Martin van Beynen
People have been telling me I look downcast these days.
"Cheer up and look the world in the eye," they say.
I thank them for their concern. It would take too long to explain.
If I had the time I would tell them I have embarked on a PhD in a new field called podo-linguistics.
Simply put, and believe me this is a highly technical area, podo- linguistics is the study of what our footwear says about our personality.
Because feet are at the lower end of the body I need to spend my days looking down, hence the misleading impression.
I intend to complete New Zealand's first doctorate on the subject, so inspired am I by University of Brighton (England) senior lecturer Dr Christopher Morriss-Roberts, who teaches in the School of Health Professions.
Morriss-Roberts attracted worldwide attention this week for his groundbreaking finding that highly coloured sporting footwear sends the signal the wearer is masculine, cocky and highly skilled. Based on his vast sample group of eight gym bunnies, Morriss-Roberts also concluded more modest sportsmen wore black or neutral coloured sporting footwear to avoid attracting unwanted attention from aggressors and all-white sport shoes were considered ultra- macho and worn by direct and aggressive types.
Now a bright coloured pair of running shoes could simply indicate you just sacrificed a bit of cred because the shoes were on special or that you are, in fact, a pillock, but I want to assure you this is a highly credible field of study.
Soon recruitment agents will just look at your footwear to judge your suitability for the job. Bosses will determine your mood and alertness by the sort of shoes you have chosen to wear for the day.
For instance, as part of my study I have just interviewed a colleague who is wearing black Converse sneakers when normally she is a high heels, high wedge type of gal. She told me she was a bit hung over and couldn't be bothered with the usual palaver.
She also had to walk to work and wouldn't be seen dead in jeans and ordinary sneakers.
What do we deduct from this data? At first blush it would appear my colleague is a pragmatic, practical woman who is nonetheless not prepared to commit fashion sins for the sake of comfort and efficiency.
I'm not sure how this is useful but don't forget, with my limited research sample of one, I cannot claim anything near the expertise of my colleague Morriss-Roberts with his sample of eight.
Now I know what you are thinking. You are thinking my research is going to be typical of most PhDs. It will have no relevance or use in real life other than to confirm what we already know and to prolong the university career of someone who would otherwise be waiting on tables or cleaning cars.
How wrong you are.
A quick internet search shows a person trained in podo-linguistics can, for instance, detect the rank and status of people involved in youth/gang cultures.

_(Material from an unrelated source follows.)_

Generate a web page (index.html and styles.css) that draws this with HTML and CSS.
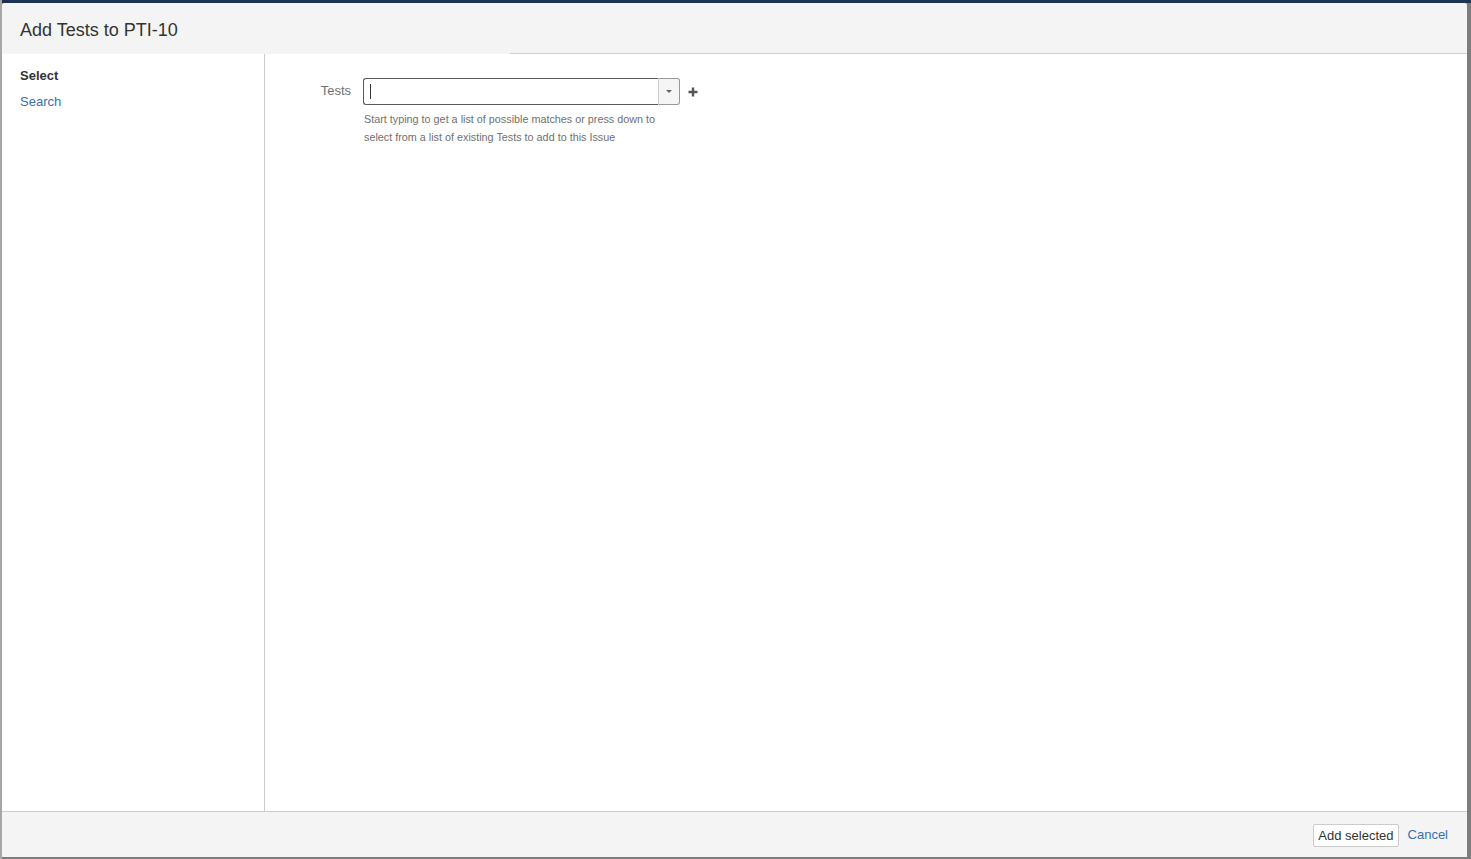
FILE: index.html
```html
<!DOCTYPE html>
<html lang="en">
<head>
    <meta charset="UTF-8">
    <meta name="viewport" content="width=device-width, initial-scale=1.0">
    <title>Add Tests to PTI-10</title>
    <link rel="stylesheet" href="styles.css">
</head>
<body>
    <div class="backdrop">
        <!-- dialog -->
        <div class="dialog">
            <h2 class="dialog-header">Add Tests to PTI-10</h2>
            <div class="dialog-body">
                <ul class="dialog-nav">
                    <li class="selected">Select</li>
                    <li><a href="#">Search</a></li>
                </ul>
                <div class="dialog-panel">
                    <div class="field-group">
                        <label class="field-label">Tests</label>
                        <div class="field">
                            <div class="picker">
                                <div class="picker-input"><span class="caret"></span></div>
                                <span class="picker-drop"><i class="tri"></i></span>
                                <span class="picker-add">
                                    <svg width="10" height="10" viewBox="0 0 10 10"><path d="M3.8 0.5h2.4v3.3h3.3v2.4H6.2v3.3H3.8V6.2H0.5V3.8h3.3z" fill="#555"/></svg>
                                </span>
                            </div>
                            <div class="description">
                                Start typing to get a list of possible matches or press down to<br>
                                select from a list of existing Tests to add to this Issue
                            </div>
                        </div>
                    </div>
                </div>
            </div>
            <div class="dialog-footer">
                <button class="btn">Add selected</button>
                <a class="cancel" href="#">Cancel</a>
            </div>
        </div>
    </div>
</body>
</html>
```

FILE: styles.css
```css
html, body { height: 100%; margin: 0; }
body {
    font-family: "Liberation Sans", Arial, sans-serif;
    font-size: 13px;
    color: #333;
    background: #7d7d7d;
}
a { color: #3572b0; text-decoration: none; }

.backdrop {
    height: 100%;
    box-sizing: border-box;
    padding: 3px 4px 2px 2px;
    background: linear-gradient(#1c3451, #1c3451) top / 100% 3px no-repeat, #7d7d7d;
    box-shadow: inset 2px 0 0 #a6a6a6;
}
.dialog {
    height: 100%;
    display: flex;
    flex-direction: column;
    background: #fff;
    border-radius: 3px 3px 0 0;
}
.dialog-header {
    margin: 0;
    height: 51px;
    box-sizing: border-box;
    padding: 15px 18px 0 18px;
    font-size: 18px;
    font-weight: normal;
    line-height: 24px;
    color: #333;
    background: linear-gradient(#cfcfcf, #cfcfcf) right bottom / calc(100% - 508px) 1px no-repeat, #f4f4f4;
    border-radius: 3px 3px 0 0;
}
.dialog-body { flex: 1; display: flex; min-height: 0; }
.dialog-nav {
    list-style: none;
    margin: 0;
    padding: 9px 0 0 18px;
    width: 244px;
    border-right: 1px solid #ccc;
}
.dialog-nav li { line-height: 26px; }
.dialog-nav .selected { font-weight: bold; color: #333; }

.dialog-panel { flex: 1; padding-top: 24px; }
.field-group { display: flex; }
.field-label {
    width: 86px;
    margin-right: 12px;
    text-align: right;
    color: #707070;
    line-height: 26px;
}
.picker { display: flex; align-items: center; }
.picker-input {
    width: 295px;
    height: 27px;
    box-sizing: border-box;
    border: 1px solid #5a5a5a;
    border-right: none;
    border-radius: 3px 0 0 3px;
    display: flex;
    align-items: center;
    padding-left: 6px;
}
.caret { width: 1px; height: 15px; background: #333; }
.picker-drop {
    width: 22px;
    height: 27px;
    box-sizing: border-box;
    border: 1px solid #999;
    border-left: 1px solid #ccc;
    border-radius: 0 3px 3px 0;
    background: #f5f5f5;
    display: flex;
    align-items: center;
    justify-content: center;
}
.tri {
    width: 0;
    height: 0;
    border-left: 3px solid transparent;
    border-right: 3px solid transparent;
    border-top: 3px solid #666;
}
.picker-add { margin-left: 8px; display: flex; }
.description {
    margin-top: 5px;
    margin-left: 1px;
    font-size: 10.8px;
    line-height: 18px;
    color: #707070;
}

.dialog-footer {
    height: 46px;
    box-sizing: border-box;
    border-top: 1px solid #ccc;
    background: #f4f4f4;
    display: flex;
    align-items: flex-start;
    justify-content: flex-end;
    padding: 12px 19px 0 0;
    gap: 9px;
}
.btn {
    font-family: inherit;
    font-size: 13px;
    line-height: 15px;
    color: #333;
    background: #fff;
    border: 1px solid #ccc;
    border-radius: 2px;
    padding: 3px 4px;
    height: 23px;
}
.cancel { line-height: 22px; }
```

A police officer trained in my field could tell instantly whether the gang member he was confronting was highly ranked and therefore a prospect for mediation or a young hothead with a reputation to make.
In football, Sir Alec Ferguson often criticised the choice of his and other players' footwear and reminded younger players that bright boots attracted unwanted attention from opponents.
Using insight provided by podo- linguistics, All Blacks coach Steve Hansen could give his players a selection of boots of various colours to choose and base his team on who selects what.
We all know a well-maintained pair of brogues suggests steadiness and status. A $2000 pair of Italian dress shoes with kidskin inners convey a man with style and, more importantly, money.
And those pointy, elongated loafers which were all the rage last year? They scream fashion victim and trend surfer. Further study, however, provides much more nuanced information.
Take someone wearing a top brand of shoes which are scuffed and neglected.
An uneducated person might conclude the wearer is a well-off person of refined taste who is unfortunately a bit untidy. A podo- linguist would consider a large range of scenarios.
The wearer might in fact be indigent and impoverished and have picked up the shoes from a second-hand store.
Or the person might be a professional who has a chaotic home life and therefore lacks the time to polish his or her shoes. Another possibility is the wearer is attracted to luxury goods but loses interest as soon as he has acquired the desired objects.
As you can see only a podo- linguist could make these sophisticated deductions. Only by these small and subtle steps is the wealth of human knowledge advanced.